> _TASK OBJECTIVE_
Gather each line in the entries that includes the string "components".

> _PROVIDED INFORMATION_
[Start]
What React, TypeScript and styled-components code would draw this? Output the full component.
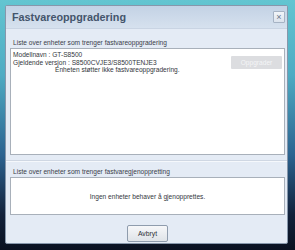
import React from "react";
import styled, { createGlobalStyle } from "styled-components";

const GlobalStyle = createGlobalStyle`
  html, body {
    margin: 0;
    padding: 0;
  }
  body {
    font-family: "Liberation Sans", Arial, sans-serif;
  }
`;

const Desktop = styled.div`
  width: 295px;
  height: 250px;
  box-sizing: border-box;
  padding: 5px 7px 6px 5px;
  background: linear-gradient(
    to bottom,
    #63c5d1 0%,
    #4eabc3 30%,
    #2c6390 62%,
    #12213a 86%,
    #0a1120 100%
  );
`;

const Dialog = styled.div`
  height: 100%;
  box-sizing: border-box;
  display: flex;
  flex-direction: column;
  border: 1px solid #8797ab;
  border-radius: 2px;
  background: #e4ebf5;
  overflow: hidden;
`;

const TitleBar = styled.div`
  height: 22px;
  flex: none;
  display: flex;
  align-items: center;
  justify-content: space-between;
  padding: 0 2px 0 6px;
  background: linear-gradient(to bottom, #c3d2e5, #d6e1ee);
  border-bottom: 1px solid #c9d4e3;
`;

const Title = styled.span`
  font-size: 10.8px;
  font-weight: bold;
  color: #44556c;
`;

const CloseButton = styled.button`
  width: 12px;
  height: 12px;
  padding: 0;
  display: flex;
  align-items: center;
  justify-content: center;
  border: 1px solid #a6b3c4;
  border-radius: 1px;
  background: linear-gradient(to bottom, #f2f5f9, #dbe3ed);
  color: #6a7686;
  font-size: 9px;
  line-height: 1;
  font-family: "Liberation Sans", Arial, sans-serif;
`;

const Body = styled.div`
  flex: 1;
  display: flex;
  flex-direction: column;
  padding: 9px 2px 0 4px;
`;

const SectionLabel = styled.div`
  font-size: 6.6px;
  line-height: 9px;
  color: #3a4049;
  padding-left: 3px;
  margin-bottom: 1px;
`;

const ListBox = styled.div<{ $height: number; $center?: boolean }>`
  height: ${(p) => p.$height}px;
  box-sizing: border-box;
  background: #fff;
  border: 1px solid #a8b0ba;
  display: flex;
  align-items: ${(p) => (p.$center ? "center" : "flex-start")};
  justify-content: ${(p) => (p.$center ? "center" : "space-between")};
  padding: ${(p) => (p.$center ? "0" : "2px 2px 0 2px")};
`;

const DeviceInfo = styled.div`
  font-size: 6.6px;
  line-height: 7.5px;
  color: #33373d;
`;

const Indented = styled.div`
  padding-left: 42px;
`;

const UpgradeButton = styled.button`
  margin-top: 5px;
  width: 51px;
  height: 13px;
  padding: 0;
  border: none;
  border-radius: 1px;
  background: #dcdde0;
  color: #f4f5f7;
  font-size: 6.6px;
  font-family: "Liberation Sans", Arial, sans-serif;
`;

const EmptyText = styled.span`
  font-size: 6.6px;
  color: #33373d;
`;

const Separator = styled.div`
  margin: 5px -2px 5px -4px;
  height: 1px;
  background: #cfd7e3;
  border-bottom: 1px solid #f5f8fc;
`;

const Footer = styled.div`
  flex: 1;
  display: flex;
  align-items: center;
  justify-content: center;
  padding-top: 8px;
`;

const CancelButton = styled.button`
  width: 41px;
  height: 17px;
  padding: 0;
  border: 1px solid #8f9cad;
  border-radius: 2px;
  background: linear-gradient(to bottom, #f6f7f9, #dfe3e8);
  color: #2b2f36;
  font-size: 6.8px;
  font-family: "Liberation Sans", Arial, sans-serif;
`;

export default function App() {
  return (
    <>
      <GlobalStyle />
      <Desktop>
        <Dialog>
          <TitleBar>
            <Title>Fastvareoppgradering</Title>
            <CloseButton>×</CloseButton>
          </TitleBar>
          <Body>
            <SectionLabel>Liste over enheter som trenger fastvareoppgradering</SectionLabel>
            <ListBox $height={107}>
              <DeviceInfo>
                <div>Modellnavn : GT-S8500</div>
                <div>Gjeldende versjon : S8500CVJE3/S8500TENJE3</div>
                <Indented>Enheten støtter ikke fastvareoppgradering.</Indented>
              </DeviceInfo>
              <UpgradeButton disabled>Oppgrader</UpgradeButton>
            </ListBox>
            <Separator />
            <SectionLabel>Liste over enheter som trenger fastvaregjenoppretting</SectionLabel>
            <ListBox $height={38} $center>
              <EmptyText>Ingen enheter behaver å gjenopprettes.</EmptyText>
            </ListBox>
            <Footer>
              <CancelButton>Avbryt</CancelButton>
            </Footer>
          </Body>
        </Dialog>
      </Desktop>
    </>
  );
}
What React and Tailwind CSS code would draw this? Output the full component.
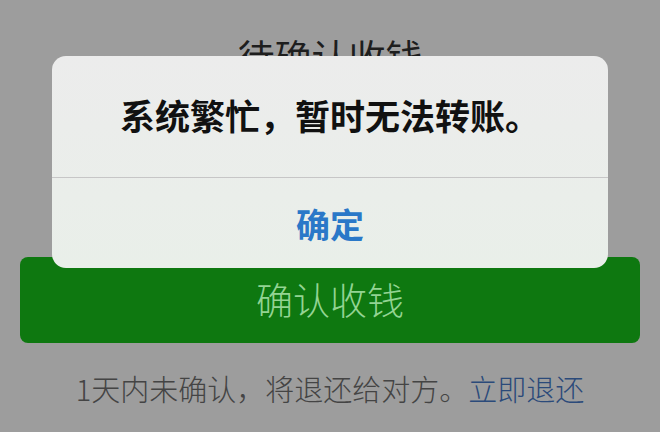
export default function App() {
  const font = { fontFamily: '"Noto Sans CJK SC", "Noto Sans", sans-serif' };
  return (
    <div
      className="relative w-[660px] h-[432px] overflow-hidden bg-[#9d9d9d] flex flex-col"
      style={font}
    >
      <div className="pt-[36px] h-[257px] text-center text-[37px] leading-[40px] text-[#1e1e1e]">
        待确认收钱
      </div>
      <div className="mx-[20px] h-[86px] rounded-[8px] bg-[#0e7810] flex items-center justify-center text-[37px] font-light text-[#93d493]">
        确认收钱
      </div>
      <div className="mt-[27px] flex justify-center text-[29px] leading-[36px] font-light text-[#444444]">
        <span>1天内未确认，将退还给对方。</span>
        <span className="text-[#2b4a7a]">立即退还</span>
      </div>

      <div className="absolute left-[52px] top-[56px] w-[556px] h-[212px] rounded-[14px] bg-gradient-to-b from-[#ececec] to-[#e9efe9] flex flex-col overflow-hidden">
        <div className="h-[121px] flex items-center justify-center text-[35px] font-semibold text-[#111] pb-[2px]">
          系统繁忙，暂时无法转账。
        </div>
        <div className="h-px bg-[#c6c6c6]" />
        <div className="flex-1 flex items-center justify-center text-[34px] font-bold text-[#2a78c8]">
          确定
        </div>
      </div>
    </div>
  );
}
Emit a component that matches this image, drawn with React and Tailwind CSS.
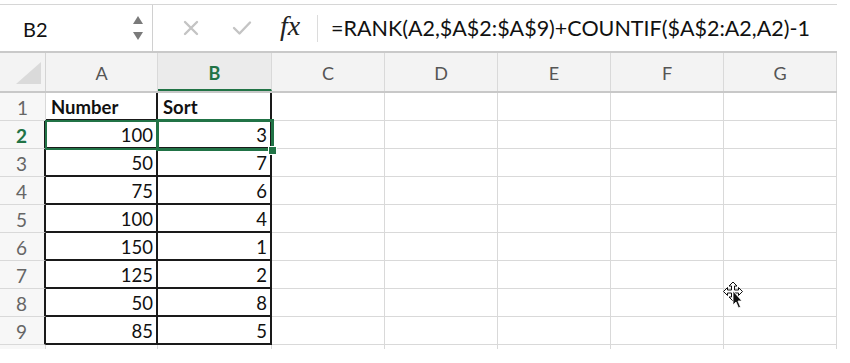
import React from "react";

const rows = [
  ["100", "3"],
  ["50", "7"],
  ["75", "6"],
  ["100", "4"],
  ["150", "1"],
  ["125", "2"],
  ["50", "8"],
  ["85", "5"],
];

const rest = ["C", "D", "E", "F", "G"];

function BlankCells({ last }) {
  return rest.map((c) => (
    <div
      key={c}
      className={`w-[113px] h-full border-r border-[#d9d9d9] ${last ? "" : "border-b"}`}
    />
  ));
}

function FormulaBar() {
  return (
    <div className="h-[49px] flex border-t border-[#d6d6d6] border-b-2 border-b-[#c9c9c9] bg-white">
      <div className="w-[153px] flex items-center justify-between border-r border-[#d0d0d0] pl-[23px] pr-[8px]">
        <span className="text-[20px] text-[#111] font-['Lato',sans-serif] pt-[1px]">B2</span>
        <svg width="12" height="28" viewBox="0 0 12 28">
          <polygon points="6,2 11,10 1,10" fill="#7a7a7a" />
          <polygon points="1,18 11,18 6,26" fill="#7a7a7a" />
        </svg>
      </div>
      <div className="flex items-center">
        <svg className="ml-[30px]" width="16" height="16" viewBox="0 0 16 16">
          <path d="M2 2 L14 14 M14 2 L2 14" stroke="#c4c4c4" strokeWidth="2.4" strokeLinecap="round" />
        </svg>
        <svg className="ml-[33px]" width="20" height="16" viewBox="0 0 20 16">
          <path d="M2 8 L7.5 13.5 L18 2.5" stroke="#c4c4c4" strokeWidth="2.4" fill="none" strokeLinecap="round" strokeLinejoin="round" />
        </svg>
        <span className="ml-[28px] w-[28px] text-[28px] italic text-[#222] font-['Liberation_Serif',serif] leading-none -mt-[4px]">
          fx
        </span>
        <div className="ml-[9px] w-px h-[27px] bg-[#dcdcdc]" />
        <span className="ml-[13px] text-[21.5px] text-[#111] font-['Lato',sans-serif] pt-[1px]">
          =RANK(A2,$A$2:$A$9)+COUNTIF($A$2:A2,A2)-1
        </span>
      </div>
    </div>
  );
}

function Cursor() {
  return (
    <svg
      className="absolute left-[722px] top-[228px]"
      width="26"
      height="30"
      viewBox="0 0 26 30"
    >
      <path
        d="M11 1 L15 5 L12.5 5 L12.5 9 L16.5 9 L16.5 6.5 L20.5 10.5 L16.5 14.5 L16.5 12 L12.5 12 L12.5 16 L15 16 L11 20 L7 16 L9.5 16 L9.5 12 L5.5 12 L5.5 14.5 L1.5 10.5 L5.5 6.5 L5.5 9 L9.5 9 L9.5 5 L7 5 Z"
        fill="#fff"
        stroke="#111"
        strokeWidth="1"
      />
      <path d="M11 10 L11 24 L14 21 L16.5 27 L18.5 26 L16 20 L20 20 Z" fill="#111" stroke="#fff" strokeWidth="0.8" />
    </svg>
  );
}

export default function App() {
  return (
    <div className="w-[850px] h-[363px] bg-white overflow-hidden font-['Lato',sans-serif]">
      <div className="w-[837px] pt-[4px]">
        <FormulaBar />

        <div className="relative">
          {/* column headers */}
          <div className="flex h-[40px] bg-[#f3f3f3] border-b-2 border-[#c8c8c8] text-[18px] text-[#555]">
            <div className="w-[46px] h-full border-r border-[#d4d4d4] flex items-end justify-end pr-[3px] pb-[5px]">
              <svg width="26" height="24" viewBox="0 0 26 24">
                <polygon points="0,22 25,22 25,0" fill="#dadada" />
              </svg>
            </div>
            <div className="w-[112px] h-full border-r border-[#d9d9d9] flex items-center justify-center pt-[3px]">
              A
            </div>
            <div className="w-[114px] h-full border-r border-[#d9d9d9] border-b-2 border-b-[#217346] bg-[#ebebeb] flex items-center justify-center font-bold text-[#217346] pt-[4px]">
              B
            </div>
            {rest.map((c) => (
              <div
                key={c}
                className="w-[113px] h-full border-r border-[#d9d9d9] flex items-center justify-center pt-[3px]"
              >
                {c}
              </div>
            ))}
          </div>

          {/* row 1 */}
          <div className="flex h-[28px] text-[18.5px] text-[#111]">
            <div className="w-[46px] h-full bg-[#f7f7f7] border-r border-b border-[#d9d9d9] flex items-center justify-center text-[#666] text-[19px] pt-[3px]">
              1
            </div>
            <div className="w-[112px] h-full border-r-2 border-b-2 border-[#1a1a1a] flex items-center pl-[5px] font-bold pt-[3px]">
              Number
            </div>
            <div className="w-[114px] h-full border-r-2 border-b-2 border-[#1a1a1a] flex items-center pl-[5px] font-bold pt-[3px]">
              Sort
            </div>
            <BlankCells />
          </div>

          {/* data rows */}
          {rows.map(([a, b], i) => {
            const n = i + 2;
            const sel = n === 2;
            return (
              <div key={n} className="flex h-[28px] text-[18.5px] text-[#111]">
                <div
                  className={`w-[46px] h-full bg-[#f7f7f7] border-r-2 border-r-[#1a1a1a] border-b border-b-[#d9d9d9] flex items-center justify-center pr-[1px] pt-[3px] text-[19px] ${
                    sel ? "font-bold text-[#217346]" : "text-[#666]"
                  }`}
                >
                  {n}
                </div>
                <div className="w-[112px] h-full border-r-2 border-b-2 border-[#1a1a1a] flex items-center justify-end pr-[3px] pt-[3px]">
                  {a}
                </div>
                <div className="w-[114px] h-full border-r-2 border-b-2 border-[#1a1a1a] flex items-center justify-end pr-[3px] pt-[3px]">
                  {b}
                </div>
                <BlankCells />
              </div>
            );
          })}

          {/* cut-off row */}
          <div className="flex h-[4px]">
            <div className="w-[46px] h-full bg-[#f7f7f7] border-r border-[#d9d9d9]" />
            <div className="w-[112px] h-full border-r border-[#d9d9d9]" />
            <div className="w-[114px] h-full border-r border-[#d9d9d9]" />
            <BlankCells last />
          </div>

          {/* selection overlays */}
          <div className="absolute left-[45px] top-[67px] w-[114px] h-[30px] border-2 border-[#217346]" />
          <div className="absolute left-[156px] top-[66px] w-[118px] h-[32px] border-[3px] border-[#217346]" />
          <div className="absolute left-[268px] top-[93px] w-[9px] h-[9px] bg-[#217346] border border-white" />

          <Cursor />
        </div>
      </div>
    </div>
  );
}
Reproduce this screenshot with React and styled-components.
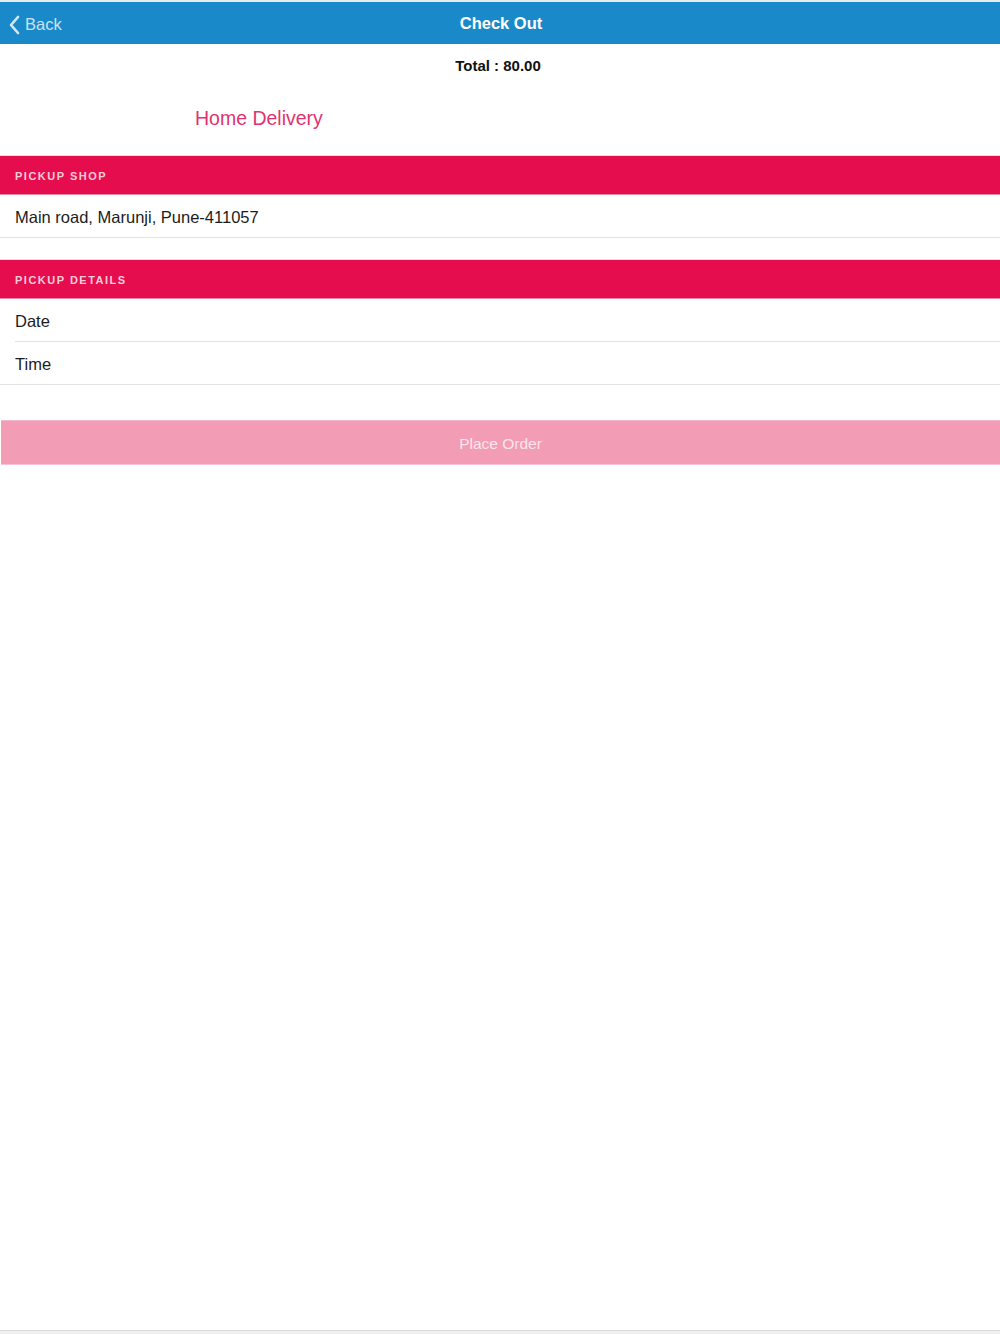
import React from "react";
import styled, { createGlobalStyle } from "styled-components";

const Global = createGlobalStyle`
  html, body { margin: 0; padding: 0; background: #fff; }
  body { font-family: "Liberation Sans", Arial, sans-serif; -webkit-font-smoothing: antialiased; }
  * { box-sizing: border-box; }
`;

const Page = styled.div`
  height: 1334px;
  display: flex;
  flex-direction: column;
  background: #fff;
`;

const TopStrip = styled.div`
  height: 2px;
  background: #e6ecef;
`;

const NavBar = styled.header`
  height: 42px;
  background: #1a89c9;
  display: grid;
  grid-template-columns: 1fr auto 1fr;
  align-items: center;
  padding: 0 8px;
`;

const BackButton = styled.button`
  justify-self: start;
  display: flex;
  align-items: center;
  gap: 5px;
  background: none;
  border: none;
  padding: 3px 0 0;
  color: #c9e2f3;
  font-family: inherit;
  font-size: 16.5px;
  cursor: pointer;
`;

const Title = styled.h1`
  margin: 0 0 0 2px;
  color: #fff;
  font-size: 16.5px;
  font-weight: bold;
`;

const Content = styled.main`
  flex: 1;
  display: flex;
  flex-direction: column;
`;

const Total = styled.div`
  text-align: center;
  font-size: 15px;
  font-weight: bold;
  color: #111;
  padding-top: 13px;
  margin-right: 4px;
  height: 36px;
`;

const DeliveryTab = styled.div`
  height: 75px;
  padding-left: 195px;
  padding-top: 27px;
  color: #e2336e;
  font-size: 19.5px;
`;

const SectionHeader = styled.div`
  height: 40px;
  background: #e50d4d;
  border-top: 1px solid #f0d8e0;
  border-bottom: 1px solid #e38aa5;
  display: flex;
  align-items: center;
  padding: 2px 0 0 15px;
  color: #f8cbd8;
  font-size: 11px;
  font-weight: bold;
  letter-spacing: 1.5px;
  text-transform: uppercase;
`;

const Row = styled.div`
  height: 43px;
  display: flex;
  align-items: center;
  padding: 2px 0 0 15px;
  font-size: 16.5px;
  color: #1c1c1c;
  position: relative;
  &::after {
    content: "";
    position: absolute;
    bottom: 0;
    right: 0;
    left: ${(p) => (p.$inset ? "15px" : "0")};
    height: 1px;
    background: #e3e3e3;
  }
`;

const Gap = styled.div`
  height: ${(p) => p.$h}px;
`;

const PlaceOrder = styled.button`
  margin-left: 1px;
  width: calc(100% - 1px);
  height: 45px;
  border: none;
  border-top: 1px solid #f5b6c8;
  border-bottom: 1px solid #f7c3d2;
  background: #f29db5;
  color: #fce4ec;
  font-family: inherit;
  font-size: 15.5px;
  padding: 2px 0 0 0;
  cursor: default;
`;

const Footer = styled.div`
  height: 4px;
  border-top: 1px solid #d9d9d9;
  background: #efefef;
`;

export default function App() {
  return (
    <Page>
      <Global />
      <TopStrip />
      <NavBar>
        <BackButton>
          <svg width="12" height="20" viewBox="0 0 12 20">
            <path d="M10 2 L3 10 L10 18" fill="none" stroke="#d3e8f6" strokeWidth="2.6" strokeLinecap="round" strokeLinejoin="round" />
          </svg>
          Back
        </BackButton>
        <Title>Check Out</Title>
        <span />
      </NavBar>
      <Content>
        <Total>Total : 80.00</Total>
        <DeliveryTab>Home Delivery</DeliveryTab>
        <SectionHeader>Pickup Shop</SectionHeader>
        <Row>Main road, Marunji, Pune-411057</Row>
        <Gap $h={21} />
        <SectionHeader>Pickup Details</SectionHeader>
        <Row $inset>Date</Row>
        <Row>Time</Row>
        <Gap $h={35} />
        <PlaceOrder>Place Order</PlaceOrder>
      </Content>
      <Footer />
    </Page>
  );
}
[End]
> _COMPLETED TASK_
What React, TypeScript and styled-components code would draw this? Output the full component.
import styled, { createGlobalStyle } from "styled-components";
Reproduce this screenshot with React and styled-components.
import styled, { createGlobalStyle } from "styled-components";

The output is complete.